She left Japan in 1971 to travel around Europe where she came in contact with the Popular Front for the Liberation of Palestine (PFLP), and set up the what was later to be called the Japanese Red Army in Lebanon in February of that year. She was placed on the Metropolitan Police Department's international wanted list for the seizure of the French Embassy in The Hague, the Netherlands in 1974. Her goal was to establish bases around the world and to start a revolution in Japan.
She is also known by the surname Okudaira, which she registered herself under in Japan after faking a marriage to Takeshi Okudaira, another Red Army member who died during an attack in Tel Aviv.
She was arrested in Osaka in November 2000 outside the Takatsuki Kyoto Hotel where she was staying at the time.
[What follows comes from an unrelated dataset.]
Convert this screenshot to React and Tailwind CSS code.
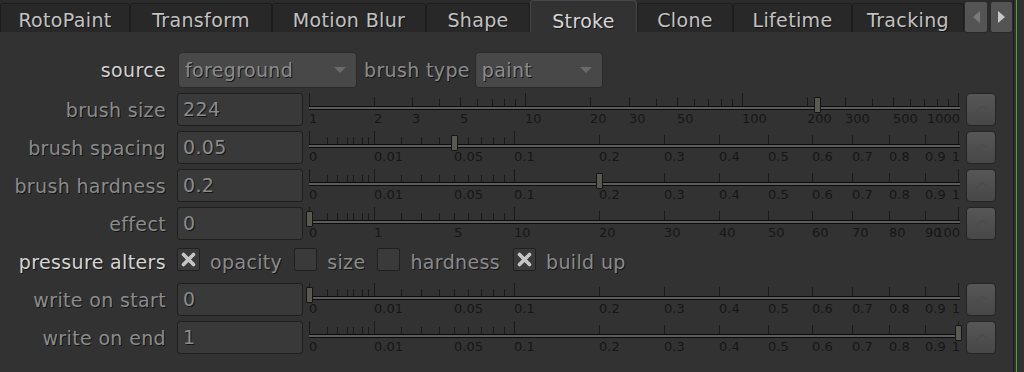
import React from 'react';

const FONT = "font-['DejaVu_Sans',sans-serif]";
const SHADOW = '[text-shadow:1px_1px_0_#141414]';

const logScale = (v) => Math.log10(v) / 3;
const sqrtScale = (max) => (v) => Math.sqrt(v / max);

function logTicks() {
  const t = [];
  for (const d of [1, 10, 100]) {
    for (let k = 1; k <= 9; k++) t.push([k * d, k === 1 ? 2 : k === 2 || k === 3 || k === 5 ? 1 : 0]);
  }
  t.push([1000, 2]);
  return t;
}

function sqrtTicks(max) {
  const t = [[0, 2]];
  for (const f of [0.0008, 0.0018, 0.0034, 0.0047, 0.0066, 0.0083]) t.push([f * max, 0]);
  t.push([0.01 * max, 2]);
  for (let k = 2; k <= 9; k++) t.push([k * 0.01 * max, 0]);
  t.push([0.1 * max, 2]);
  for (let k = 2; k <= 9; k++) t.push([k * 0.1 * max, 1]);
  t.push([max, 2]);
  return t;
}

const unitLabels = ['0', '0.01', '0.05', '0.1', '0.2', '0.3', '0.4', '0.5', '0.6', '0.7', '0.8', '0.9', '1'];
const effectLabels = ['0', '1', '5', '10', '20', '30', '40', '50', '60', '70', '80', '90', '100'];
const sizeLabels = ['1', '2', '3', '5', '10', '20', '30', '50', '100', '200', '300', '500', '1000'];

const SLIDERS = {
  size: { scale: logScale, ticks: logTicks(), labels: sizeLabels },
  unit: { scale: sqrtScale(1), ticks: sqrtTicks(1), labels: unitLabels },
  effect: { scale: sqrtScale(100), ticks: sqrtTicks(100), labels: effectLabels },
};

function Slider({ kind, value }) {
  const { scale, ticks, labels } = SLIDERS[kind];
  const x = (v) => 0.5 + scale(v) * 649;
  return (
    <div className="relative ml-[6px] h-[38px] w-[651px] shrink-0 tracking-normal">
      {ticks.map(([v, h], i) => (
        <div
          key={i}
          className={`absolute w-px bg-[#1a1a1a] ${
            h === 2 ? 'top-[1px] h-[13px]' : h === 1 ? 'top-[5px] h-[9px]' : 'top-[7px] h-[7px]'
          }`}
          style={{ left: Math.floor(x(v)) }}
        />
      ))}
      <div className="absolute left-0 right-0 top-[14px] h-[4px] border-y border-[#0c0c0c] bg-[#5c5c5c]" />
      {labels.map((l, i) =>
        i === labels.length - 1 ? (
          <span key={l} className="absolute right-0 top-[19px] text-[13px] leading-[15px] text-[#161616]">
            {l}
          </span>
        ) : (
          <span
            key={l}
            className="absolute top-[19px] text-[13px] leading-[15px] text-[#161616]"
            style={{ left: Math.floor(x(parseFloat(l))) }}
          >
            {l}
          </span>
        )
      )}
      {value !== undefined && (
        <div
          className="absolute top-[5px] h-[16px] w-[7px] rounded-[1px] border border-[#141414] bg-[#5a594f]"
          style={{ left: Math.round(x(value) - 3.5) }}
        />
      )}
    </div>
  );
}

function AnimButton() {
  return (
    <div className="ml-[6px] mt-[1px] flex h-[33px] w-[30px] shrink-0 items-center justify-center rounded-[4px] border border-[#242424] bg-linear-to-b from-[#575757] to-[#474747]">
      <svg width="16" height="12" viewBox="0 0 16 12">
        <path d="M2 9 C5 9 6 3 9 3 C11 3 12 6 14 4" fill="none" stroke="#4c4c4c" strokeWidth="1.5" />
      </svg>
    </div>
  );
}

function Label({ children, bright }) {
  return (
    <div
      className={`mt-[1px] h-[34px] w-[166px] shrink-0 whitespace-nowrap text-right leading-[34px] ${SHADOW} ${
        bright ? 'text-[#d4d4d4]' : 'text-[#8b8b8b]'
      }`}
    >
      {children}
    </div>
  );
}

function SliderRow({ label, value, kind, handle }) {
  return (
    <div className="flex h-[38px] items-start">
      <Label>{label}</Label>
      <div
        className={`ml-[11px] mt-[1px] h-[33px] w-[126px] shrink-0 rounded-[3px] border border-[#1e1e1e] bg-[#393939] pl-[5px] leading-[31px] text-[#8b8b8b] ${SHADOW}`}
      >
        {value}
      </div>
      <Slider kind={kind} value={handle} />
      <AnimButton />
    </div>
  );
}

function Dropdown({ text, width }) {
  return (
    <div
      className={`mt-[1px] flex h-[36px] shrink-0 items-center justify-between rounded-[4px] border border-[#2a2a2a] bg-[#484848] pl-[6px] pr-[10px] ${width}`}
    >
      <span className={`leading-[34px] text-[#8d8d8d] ${SHADOW}`}>{text}</span>
      <svg width="12" height="6" viewBox="0 0 12 6">
        <path d="M0 0 H12 L6 6 Z" fill="#6a6a6a" />
      </svg>
    </div>
  );
}

function Check({ checked }) {
  return (
    <div className="mt-[4px] flex h-[23px] w-[23px] shrink-0 items-center justify-center rounded-[2px] border border-[#1f1f1f] bg-[#3a3a3a]">
      {checked && (
        <svg width="15" height="15" viewBox="0 0 15 15">
          <path d="M2.5 2.5 L12.5 12.5 M12.5 2.5 L2.5 12.5" stroke="#c6c6c6" strokeWidth="3.6" strokeLinecap="round" />
        </svg>
      )}
    </div>
  );
}

const TABS = [
  ['RotoPaint', 'w-[130px]'],
  ['Transform', 'w-[142px]'],
  ['Motion Blur', 'w-[154px]'],
  ['Shape', 'w-[104px]'],
  ['Stroke', 'w-[107px]'],
  ['Clone', 'w-[96px]'],
  ['Lifetime', 'w-[119px]'],
  ['Tracking', 'w-[112px]'],
];

export default function App() {
  return (
    <div className={`flex h-[372px] w-[1024px] overflow-hidden bg-[#323232] text-[19px] tracking-[0.35px] ${FONT}`}>
      <div className="flex w-[1013px] shrink-0 flex-col">
        {/* tab bar */}
        <div className="flex h-[32px] items-end bg-[#2b2b2b]">
          {TABS.map(([name, w]) =>
            name === 'Stroke' ? (
              <div
                key={name}
                className={`h-[32px] shrink-0 rounded-t-[4px] border-x border-t border-[#474747] bg-[#323232] pt-[9px] text-center leading-[22px] text-[#d6d6d6] ${SHADOW} ${w}`}
              >
                {name}
              </div>
            ) : (
              <div
                key={name}
                className={`h-[29px] shrink-0 whitespace-nowrap rounded-t-[3px] border-x border-t border-[#1d1d1d] bg-[#282828] pt-[5px] text-center leading-[22px] text-[#c2c2c2] ${SHADOW} ${w}`}
              >
                {name}
              </div>
            )
          )}
          <div className="mb-auto mt-[1px] flex h-[32px] gap-[2px]">
            <div className="flex w-[24px] items-center justify-center rounded-[3px] border border-[#2a2a2a] bg-[#545454]">
              <svg width="7" height="12" viewBox="0 0 7 12">
                <path d="M7 0 V12 L0 6 Z" fill="#7a7a7a" />
              </svg>
            </div>
            <div className="flex w-[23px] items-center justify-center rounded-[3px] border border-[#2a2a2a] bg-[#545454]">
              <svg width="7" height="12" viewBox="0 0 7 12">
                <path d="M0 0 V12 L7 6 Z" fill="#c8c8c8" />
              </svg>
            </div>
          </div>
        </div>

        {/* knobs */}
        <div className="pt-[19px]">
          <div className="flex h-[41px] items-start">
            <div className={`h-[36px] w-[166px] shrink-0 text-right leading-[38px] text-[#d2d2d2] ${SHADOW}`}>source</div>
            <div className="ml-[12px]">
              <Dropdown text="foreground" width="w-[179px]" />
            </div>
            <div className={`ml-[7px] h-[36px] whitespace-nowrap leading-[38px] text-[#8b8b8b] ${SHADOW}`}>brush type</div>
            <div className="ml-[5px]">
              <Dropdown text="paint" width="w-[128px]" />
            </div>
          </div>

          <SliderRow label="brush size" value="224" kind="size" handle={224} />
          <SliderRow label="brush spacing" value="0.05" kind="unit" handle={0.05} />
          <SliderRow label="brush hardness" value="0.2" kind="unit" handle={0.2} />
          <SliderRow label="effect" value="0" kind="effect" handle={0} />

          <div className="flex h-[38px] items-start">
            <Label bright>pressure alters</Label>
            <div className="ml-[11px] flex items-start">
              <Check checked />
              <span className={`ml-[10px] mt-[1px] leading-[34px] text-[#8b8b8b] ${SHADOW}`}>opacity</span>
              <div className="ml-[12px]">
                <Check />
              </div>
              <span className={`ml-[10px] mt-[1px] leading-[34px] text-[#8b8b8b] ${SHADOW}`}>size</span>
              <div className="ml-[12px]">
                <Check />
              </div>
              <span className={`ml-[10px] mt-[1px] leading-[34px] text-[#8b8b8b] ${SHADOW}`}>hardness</span>
              <div className="ml-[13px]">
                <Check checked />
              </div>
              <span className={`ml-[10px] mt-[1px] leading-[34px] text-[#8b8b8b] ${SHADOW}`}>build up</span>
            </div>
          </div>

          <SliderRow label="write on start" value="0" kind="unit" handle={0} />
          <SliderRow label="write on end" value="1" kind="unit" handle={1} />
        </div>
      </div>

      {/* right edge */}
      <div className="w-px shrink-0 bg-[#1c1c1c]" />
      <div className="w-[2px] shrink-0" />
      <div className="w-px shrink-0 bg-[#47a447]" />
    </div>
  );
}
The arrest came as somewhat of a surprise since she had been evading Japanese authorities for 30 years and was believed to be living somewhere in Lebanon, although she had been living in Osaka since July 2000 using her friend's name. After her arrest, she shouted to reporters "I am determined fight on."
She is on trial on various charges, including leading the Japanese Red Army seizure of the French embassy in The Hague in September, 1974. In that incident, three Red Army members took 11 people hostage and forced the government of France to release one of their members.
She has one daughter, Mei Shigenobu, whose father was Palestinian. She was not citizen of any country until March 2001, when she became a Japanese citizen. She only saw her mother at most two months out of the year when she lived in Lebanon, but called her mother a logical woman and that she "never raised her hand or raised her voice but she had a very good way of convincing you if you were wrong". As a child, she attended a strict Muslim school, although she states she is no longer a Muslim. She visited Japan for the first time in her April 2001. She had gained a small amount of notoriety with her controversial visit of a public school in Kanagawa prefecture near Tokyo on December 15, 2001. She apparently gave a talk on Arab culture and food, but the Israeli embassy in Tokyo sent a complaint to the school, stating the talk was politically biased when she spoke of the Palestinian Authority. In 2002, she lived in Tokyo and worked as an English teacher in a cram school.
During her trial hearing in April 2001, Shigenobu stated that she was disbanding the Japanese Red Army, and said she would continue her fight through legal means. In May 2001, her book Ringo-no Ki-no Shita-de Anata-wo Umo-to Kimeta (I decided to give birth to you under an apple tree) was published which was written as a message to her daughter.